Scan the listing below for the word "index" and state how many lines hold it. Write nothing but the number.
#### DATASET EXCERPT ####
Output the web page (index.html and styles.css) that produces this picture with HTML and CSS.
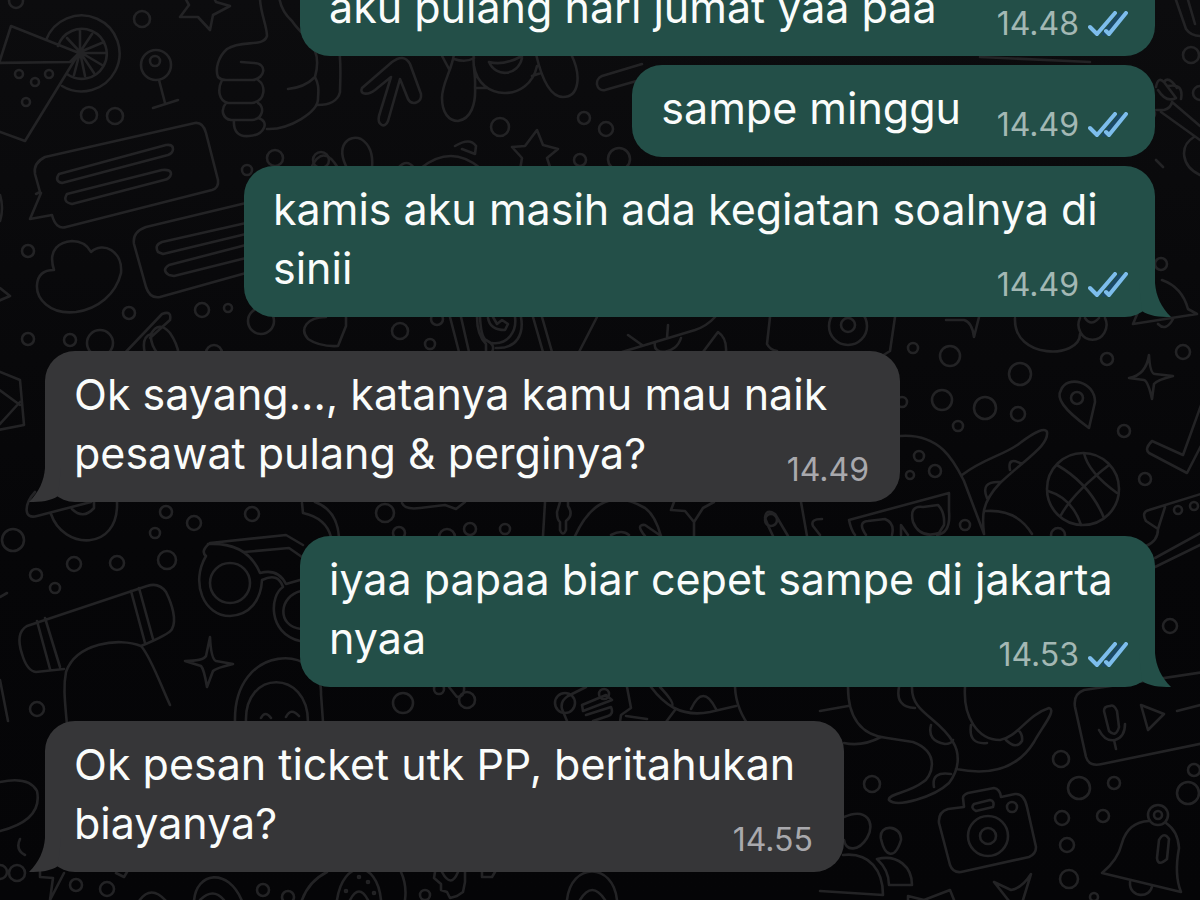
FILE: index.html
```html
<!DOCTYPE html>
<html lang="id">
<head>
<meta charset="utf-8">
<meta name="viewport" content="width=device-width, initial-scale=1">
<title>Chat</title>
<link rel="stylesheet" href="styles.css">
</head>
<body>
<svg class="defs" aria-hidden="true">
  <symbol id="tail" viewBox="0 0 32 34"><path d="M0 0H16C17 13 22 24 32 34C20 34 10 33 3 28Z"/></symbol>
  <symbol id="ticks" viewBox="0 1 40 26"><path class="tick-shade" d="M16 24 32 5"/><path d="M2 17 9 24 27 3M18 21 21 24 38 3"/></symbol>
</svg>
<main class="chat">
  <svg class="wallpaper" viewBox="0 0 1200 900" preserveAspectRatio="xMidYMid slice" aria-hidden="true">
    <!-- pizza and citrus -->
    <path d="M-8 85 11 26 79 53 70 62-8 63M79 53 25 141-8 129M46 40A38 38 0 1 1 62 86M58 46A25 25 0 1 1 67 74M80 52V29M80 52 92 34M80 52 104 42M80 53H105M80 52 102 65M80 52 94 73M80 52 85 76M80 52 74 75M80 52 67 38"/>
    <circle cx="19" cy="74" r="4"/><circle cx="35" cy="82" r="4"/><circle cx="49" cy="74" r="4"/><circle cx="26" cy="102" r="4"/>
    <!-- pin -->
    <circle cx="156" cy="65" r="15"/><circle cx="155" cy="61" r="5"/><path d="M159 80 165 103M153 108 178 100"/>
    <path d="M184-4 189 5 180 17 198 17 210 30 213 15 230 6 216 2 212-6"/>
    <!-- thumb -->
    <path d="M260-5C259 10 267 25 267 36C263 48 242 39 227 49C218 57 215 69 218 77Q221 80 226 80H253C266 78 267 63 254 63L241 62M222 80C217 90 219 101 228 103H252C266 101 266 85 258 80M226 103C220 110 223 119 231 120H252C263 119 265 107 258 103M234 120C233 132 239 137 249 136C265 135 270 121 258 118M267 129C289 130 319 112 318 98C319 87 318 83 315 77C308 84 299 88 288 89M315 77C324 45 303 38 292 21Q280 10 279-5M338 40C342 64 340 80 340 92C338 101 329 105 318 105"/>
    <!-- arrow -->
    <path d="M362 88 392 62Q404 53 410 64L421 94C422 103 412 106 408 99L400 79 388 121C385 129 377 125 379 116L391 77 375 90C367 96 359 94 362 88Z"/>
    <!-- dog -->
    <path d="M441 54 449 69M454 54C452 70 442 83 442 98C442 113 449 121 458 121C471 119 476 104 475 87C476 75 472 63 474 54M454 59Q466 63 474 58M474 66C479 101 529 103 537 66M489 62C496 78 518 76 522 58M489 62Q504 66 522 56M475 88H486M536 54C542 80 551 97 563 97C579 97 582 76 571 54M532 76 541 73M642 64 602 76C594 79 596 92 605 90L640 80"/>
    <!-- stars and berries -->
    <path d="M512 147 525 146 537 130 543 145 558 149 547 158 551 170M520 170 522 158 512 147M455 146Q470 137 476 146L475 154 462 149"/>
    <path d="M347 168C335 145 349 134 361 139Q374 147 372 168M311 168Q323 143 338 168M398 168Q407 158 414 168M421 168Q451 144 480 168"/>
    <!-- speech cards -->
    <path d="M36 194 40 192 35 174Q33 163 45 157L195 123Q203 122 206 133L218 180Q219 188 212 190L66 227Q56 230 52 215L30 219 41 193M59 174 166 145Q173 144 173 149 173 153 168 155L62 183Q54 181 59 174ZM67 194 162 170Q171 169 171 174 170 179 164 180L72 204Q62 202 67 194Z"/>
    <path d="M246 203 146 227Q132 232 134 244L146 287Q150 299 160 297L246 273M246 223 162 242Q154 245 158 252L163 254 246 234M246 245 169 265Q161 270 169 275L174 276 246 258"/>
    <!-- cloud -->
    <path d="M54 270C47 248 61 242 72 241Q85 241 91 252C103 241 123 251 121 273C116 294 98 309 76 312C49 315 36 298 37 285Q38 270 54 270Z"/>
    <path d="M0 288 10 296-4 302M0 195Q4 208 0 221M122 356 162 314Q172 310 170 320L150 338M145 354Q141 337 151 334 159 320 170 333 177 343 179 355M151 334Q150 344 158 354"/>
    <!-- row above the first reply -->
    <path d="M326 317C307 317 299 329 308 339Q320 347 338 346L346 326V317M450 317 459 352M461 317 469 352M533 317 543 352M542 317 552 352M597 317 579 352M715 317Q707 326 695 330L622 352M628 335 642 345M668 325 667 338M655 343C652 356 676 355 681 338M703 352 718 332Q727 338 726 352M770 317 767 344Q770 350 777 351M486 352V344Q477 335 477 317M480 317Q481 337 486 340 496 345 492 352M496 348C517 349 524 334 521 317M492 343C508 345 517 331 515 317M488 318Q490 330 505 330L508 324 502 320 497 324 493 317"/>
    <circle cx="848" cy="326" r="19"/><circle cx="848" cy="325" r="7"/>
    <path d="M895 317 890 351 882 356M946 320H964Q972 322 974 337L979 317M1015 318C1013 360 1080 359 1080 334M1080 318A14 15 0 1 0 1105 318M1085 318Q1091 327 1099 318M1138 312 1133 324 1197 314 1188 309Q1182 287 1162 280M1158 324Q1166 332 1173 319"/>
    <circle cx="1161" cy="264" r="6"/>
    <!-- right edge -->
    <path d="M1176 0 1186 29Q1191 36 1200 36M1188 0 1195 24M1156 87Q1158 76 1164 82L1176 98Q1166 103 1158 90M1164 82Q1168 75 1177 88M1168 86Q1184 83 1181 99M1156 110H1164Q1171 108 1172 102L1200 126M1161 112 1200 140M1194 137C1179 146 1181 166 1200 175M1156 160 1163 167"/>
    <circle cx="1191" cy="55" r="8"/><circle cx="1200" cy="93" r="7"/><circle cx="1150" cy="114" r="5"/>
    <!-- location, sparkle, ball, tick -->
    <path d="M1089 428C1063 409 1056 398 1061 390C1067 375 1095 381 1095 402Z"/><circle cx="1077" cy="398" r="6"/>
    <path d="M1149 355Q1150 374 1155 374L1173 376Q1157 380 1154 384L1152 399Q1148 381 1144 380L1129 378Q1146 375 1149 355Z"/>
    <circle cx="1083" cy="489" r="36"/><path d="M1057 465Q1090 484 1104 518M1084 453Q1088 472 1117 493M1109 465Q1073 493 1061 515M1048 491Q1072 498 1081 525"/>
    <path d="M1204 397 1183 455 1152 441Q1144 449 1149 453L1187 473 1204 440M1204 493 1149 510Q1141 512 1146 521L1158 529 1165 507M1158 529Q1158 541 1146 546M1155 558 1204 531M1155 567 1204 543"/>
    <circle cx="1178" cy="510" r="4"/><circle cx="1194" cy="506" r="4"/>
    <!-- duck with glasses -->
    <path d="M900 436C941 433 955 463 964 481L984 534M962 475C984 458 1005 455 1020 443Q1044 425 1047 432C1049 445 1028 457 1000 483C981 503 982 517 984 534M1010 470Q1007 456 1022 464M987 498Q980 481 1000 482M986 511Q1017 509 1032 534M849 520 949 493V511Q951 533 937 535M849 520Q851 530 855 535M866 535Q857 522 868 521L885 519Q895 523 892 535M913 522Q909 505 923 507L938 505Q945 512 944 525L939 533Q920 539 913 522ZM901 535V525L908 535"/>
    <circle cx="919" cy="456" r="5"/><circle cx="935" cy="471" r="6"/><circle cx="910" cy="475" r="4"/><circle cx="965" cy="525" r="5"/>
    <!-- left edge -->
    <path d="M-2 371 20 380 24 425-2 430M-2 389 20 405M20 402 0 424M35 492C24 504 23 520 37 516L91 502M51 514C63 550 119 552 117 502M72 509Q83 520 94 508V502M0 597 7 593M0 680 8 721"/>
    <!-- skateboard and person -->
    <path d="M27 626 147 586Q159 582 166 592C172 604 177 620 172 629Q170 634 141 646M64 669 36 672Q27 671 22 654 15 633 27 626M37 621 50 669M45 618 60 667M131 591 145 643M139 588 153 639M67 725C65 702 63 687 66 672C76 643 119 637 141 646C151 657 161 686 170 705 170 717 162 719M170 705 179 720M180 709Q191 702 196 720M82 650A19 19 0 1 1 117 643M88 645A10 10 0 1 1 108 643M142 720Q147 711 153 720"/>
    <!-- spectacles -->
    <path d="M303 545 286 535 210 543Q200 551 206 556C190 583 204 616 230 616C250 615 261 600 262 580Q278 572 283 587C270 595 267 633 300 641M208 544Q247 542 260 573 278 568 286 584L300 580M244 552 289 548 302 557"/>
    <circle cx="230" cy="583" r="20"/><path d="M301 591C279 596 276 626 301 629"/>
    <path d="M210 637Q211 659 216 661L233 664Q216 668 213 671L207 687Q204 669 201 666L185 661Q203 661 206 656Z"/>
    <path d="M235 722C233 642 323 643 321 694L323 722M246 722C244 669 308 669 308 722M261 718Q265 710 271 718M286 717Q291 707 299 716"/>
    <!-- row above the third bubble -->
    <path d="M302 503 303 513Q326 518 331 537M315 502Q337 510 339 537M402 503Q405 510 420 508L445 505 456 509 465 502M545 502 543 536M560 502 557 512Q557 520 560 522V530Q563 537 566 530V521Q574 515 568 506V502M575 536Q600 482 645 508 655 515 661 536M611 535Q622 529 629 535M645 536Q635 524 645 525L661 536M674 502 671 510 685 511 694 522V536M694 522 703 508 714 502M773 536Q768 526 765 518 766 508 775 514L788 536M801 502 807 536M820 535 813 526Q810 519 822 519"/>
    <!-- row above the last reply -->
    <path d="M449 687 457 697Q465 697 464 687M567 721 562 709Q560 701 568 696L586 687M627 687 631 708 621 715 620 722M582 705 606 695 612 700 583 711ZM586 715 611 707Q614 714 608 716L593 721M626 716 647 719M651 687C663 703 680 718 710 712L736 706M660 687Q675 703 672 706M691 709Q703 683 716 709M675 710 666 722M735 687Q736 710 752 730"/>
    <!-- lizard -->
    <path d="M820 711 848 706M848 687C848 725 868 736 887 738L913 742C942 753 931 778 923 782C909 793 887 794 889 800C897 808 934 797 949 783C962 766 958 750 953 742C939 717 911 713 912 687M844 743Q862 747 881 737M899 687Q895 707 915 708M931 725Q927 741 945 744 951 744 953 740M934 787Q931 771 951 774M965 687C963 716 977 740 1000 740C1018 737 1027 715 1049 708C1057 710 1042 727 1034 742C1018 768 991 776 956 769M971 725Q968 745 987 743M1006 740Q1016 750 1022 741 1023 734 1018 730"/>
    <!-- voice note -->
    <path d="M1204 672 1084 690Q1073 694 1075 707L1086 757Q1089 767 1102 764L1204 743M1110 706Q1114 704 1117 711L1119 727Q1116 738 1109 731L1104 711Q1104 706 1110 706M1099 730Q1105 742 1115 740 1125 737 1125 724M1114 740 1116 749M1141 705 1164 714 1148 730ZM1177 711 1204 704"/>
    <!-- camera -->
    <path d="M964 807 963 798Q963 795 968 793L994 788Q1000 789 1001 797L1015 794Q1024 793 1027 807L1036 847Q1036 854 1029 857L961 872Q953 873 950 865L939 823Q938 812 948 809ZM974 804 990 800Q995 801 993 807L976 811Q970 808 974 804Z"/>
    <circle cx="988" cy="836" r="20"/><circle cx="988" cy="836" r="8"/><circle cx="1012" cy="807" r="5"/>
    <!-- bell -->
    <circle cx="1158" cy="815" r="10"/><circle cx="1158" cy="815" r="4"/>
    <path d="M1149 821Q1128 822 1122 843 1118 860 1102 873L1181 892Q1174 875 1179 848 1178 831 1166 823M1159 840Q1164 831 1169 839L1167 859Q1158 867 1157 858ZM1130 882C1129 899 1151 898 1152 886"/>
    <!-- people -->
    <path d="M844 817C867 807 876 823 867 838 859 851 846 852 844 840M843 855C870 852 883 871 883 895L820 891M881 839C878 823 902 825 901 840C895 860 885 857 881 839ZM877 859C898 854 912 867 912 885H889Q889 870 877 859ZM994 882 1011 890Q1022 888 1031 874L1023 900M994 882 1009 901M908 900V896L924 900 950 890 954 900"/>
    <!-- bottom edge -->
    <path d="M40 872V877L53 878 50 900 64 873M116 873 124 877 127 872M139 901Q151 884 166 901M194 901C196 872 228 867 242 901M200 900Q213 887 224 900M302 900Q309 881 327 872M337 900C343 859 377 859 381 900M350 900Q359 883 368 900M401 872Q407 885 405 900M435 872 434 878 441 884V890L447 892 450 898 457 896 463 892 465 882V872M442 872Q451 889 458 872M20 839Q15 850 25 855M482 872V877H492L495 872M567 900C571 862 613 862 617 900M580 900Q592 880 605 900"/>
    <circle cx="359" cy="877" r="1"/><circle cx="368" cy="882" r="1"/><circle cx="346" cy="891" r="1"/><circle cx="374" cy="893" r="1"/>
    <path d="M0 782Q29 776 37 791 43 820 0 831M980 57 1090 62"/>
    <!-- loose dots -->
    <g>
      <circle cx="16" cy="1" r="7"/><circle cx="142" cy="19" r="8"/><circle cx="89" cy="115" r="8"/><circle cx="115" cy="116" r="8"/><circle cx="247" cy="170" r="5"/><circle cx="275" cy="158" r="8"/><circle cx="321" cy="160" r="8"/>
      <circle cx="500" cy="127" r="9"/><circle cx="584" cy="118" r="6"/><circle cx="606" cy="129" r="7"/><circle cx="619" cy="159" r="11"/><circle cx="580" cy="160" r="6"/>
      <circle cx="28" cy="251" r="6"/><circle cx="129" cy="313" r="6"/><circle cx="202" cy="310" r="7"/><circle cx="228" cy="308" r="4"/><circle cx="261" cy="321" r="13"/><circle cx="28" cy="339" r="6"/><circle cx="70" cy="340" r="6"/><circle cx="100" cy="343" r="13"/><circle cx="214" cy="353" r="8"/>
      <circle cx="400" cy="331" r="8"/><circle cx="437" cy="319" r="6"/><circle cx="430" cy="344" r="5"/>
      <circle cx="913" cy="348" r="5"/><circle cx="950" cy="356" r="10"/><circle cx="1020" cy="374" r="11"/><circle cx="942" cy="400" r="10"/><circle cx="985" cy="408" r="11"/><circle cx="1018" cy="414" r="7"/><circle cx="958" cy="426" r="5"/><circle cx="902" cy="402" r="5"/><circle cx="1107" cy="359" r="6"/><circle cx="1183" cy="352" r="7"/><circle cx="1124" cy="431" r="6"/><circle cx="1145" cy="479" r="6"/><circle cx="1058" cy="535" r="7"/>
      <circle cx="13" cy="540" r="11"/><circle cx="166" cy="512" r="6"/><circle cx="194" cy="523" r="7"/><circle cx="252" cy="514" r="7"/><circle cx="155" cy="533" r="5"/><circle cx="74" cy="564" r="7"/><circle cx="117" cy="563" r="7"/><circle cx="167" cy="560" r="9"/><circle cx="36" cy="575" r="6"/><circle cx="55" cy="588" r="5"/><circle cx="37" cy="709" r="7"/>
      <circle cx="385" cy="513" r="9"/><circle cx="399" cy="533" r="6"/><circle cx="447" cy="537" r="8"/><circle cx="470" cy="529" r="6"/><circle cx="505" cy="529" r="5"/><circle cx="771" cy="520" r="6"/><circle cx="1170" cy="626" r="7"/>
      <circle cx="403" cy="703" r="10"/><circle cx="439" cy="689" r="5"/><circle cx="467" cy="700" r="8"/><circle cx="565" cy="703" r="10"/><circle cx="604" cy="694" r="5"/>
      <circle cx="872" cy="784" r="8"/><circle cx="1061" cy="759" r="8"/><circle cx="1079" cy="788" r="11"/><circle cx="1114" cy="783" r="6"/><circle cx="1188" cy="793" r="11"/><circle cx="1194" cy="770" r="6"/><circle cx="1062" cy="818" r="7"/><circle cx="1103" cy="816" r="6"/><circle cx="1067" cy="845" r="7"/><circle cx="1069" cy="879" r="9"/><circle cx="1094" cy="897" r="4"/>
      <circle cx="0" cy="872" r="7"/><circle cx="17" cy="873" r="8"/><circle cx="76" cy="885" r="6"/><circle cx="107" cy="889" r="7"/><circle cx="263" cy="890" r="6"/><circle cx="288" cy="897" r="6"/><circle cx="425" cy="895" r="5"/>
    </g>
  </svg>

  <ol class="messages">
    <li class="bubble out medium">
      <p class="text">aku pulang hari jumat yaa paa</p>
      <span class="meta"><time>14.48</time><svg class="ticks" role="img" aria-label="Dibaca"><use href="#ticks"/></svg></span>
    </li>
    <li class="bubble out">
      <p class="text">sampe minggu</p>
      <span class="meta"><time>14.49</time><svg class="ticks" role="img" aria-label="Dibaca"><use href="#ticks"/></svg></span>
    </li>
    <li class="bubble out long last">
      <p class="text">kamis aku masih ada kegiatan soalnya di<br>sinii</p>
      <span class="meta"><time>14.49</time><svg class="ticks" role="img" aria-label="Dibaca"><use href="#ticks"/></svg></span>
      <svg class="tail" aria-hidden="true"><use href="#tail"/></svg>
    </li>
    <li class="bubble in medium last">
      <p class="text">Ok sayang..., katanya kamu mau naik<br>pesawat pulang &amp; perginya?</p>
      <span class="meta"><time>14.49</time></span>
      <svg class="tail" aria-hidden="true"><use href="#tail"/></svg>
    </li>
    <li class="bubble out medium last">
      <p class="text">iyaa papaa biar cepet sampe di jakarta<br>nyaa</p>
      <span class="meta"><time>14.53</time><svg class="ticks" role="img" aria-label="Dibaca"><use href="#ticks"/></svg></span>
      <svg class="tail" aria-hidden="true"><use href="#tail"/></svg>
    </li>
    <li class="bubble in short last">
      <p class="text">Ok pesan ticket utk PP, beritahukan<br>biayanya?</p>
      <span class="meta"><time>14.55</time></span>
      <svg class="tail" aria-hidden="true"><use href="#tail"/></svg>
    </li>
  </ol>
</main>
</body>
</html>
```
FILE: styles.css
```css
* { box-sizing: border-box; }

body {
  margin: 0;
  background: #060608;
  font-family: Inter, "Liberation Sans", sans-serif;
}

.defs { position: absolute; width: 0; height: 0; }

.chat {
  position: relative;
  display: flex;
  flex-direction: column;
  justify-content: flex-end;
  height: 100vh;
  overflow: hidden;
  background: linear-gradient(#0c0c0e, #060608 60%, #050507);
}

.wallpaper {
  position: absolute;
  inset: 0;
  width: 100%;
  height: 100%;
  fill: none;
  stroke: #232325;
  stroke-width: 2.6;
  stroke-linecap: round;
  stroke-linejoin: round;
}

.messages {
  position: relative;
  display: flex;
  flex-direction: column;
  gap: 9px;
  margin: 0;
  padding: 0 45px 28px;
  list-style: none;
}

.bubble {
  position: relative;
  display: grid;
  max-width: 100%;
  padding: 14px 27px 19px 29px;
  border-radius: 30px;
  color: #fafcfb;
}

.out { align-self: flex-end; background: #234f48; }
.in { align-self: flex-start; background: #363638; }
.last + .bubble { margin-top: 25px; }
.long { width: 911px; }
.medium { width: 855px; }
.short { width: 799px; }

.text {
  grid-area: 1 / 1;
  margin: 0;
  font-size: 43px;
  line-height: 59px;
}

.bubble:not(.last) .text { padding-right: 167px; }

.meta {
  grid-area: 1 / 1;
  align-self: end;
  justify-self: end;
  display: flex;
  align-items: center;
  gap: 9px;
  color: #a3b8b4;
  font-size: 32px;
  line-height: 26px;
}

.in .meta { padding-right: 4px; color: #a9a9ad; }

.ticks {
  width: 40px;
  height: 26px;
  fill: none;
  stroke: #7dbdec;
  stroke-width: 4;
  stroke-linecap: round;
  stroke-linejoin: round;
}

.tick-shade { stroke: #1b4a68; }

.tail {
  position: absolute;
  right: -16px;
  bottom: 0;
  width: 32px;
  height: 34px;
  fill: #234f48;
}

.in .tail {
  right: auto;
  left: -16px;
  fill: #363638;
  transform: scaleX(-1);
}
```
####
## IN RESPONSE
2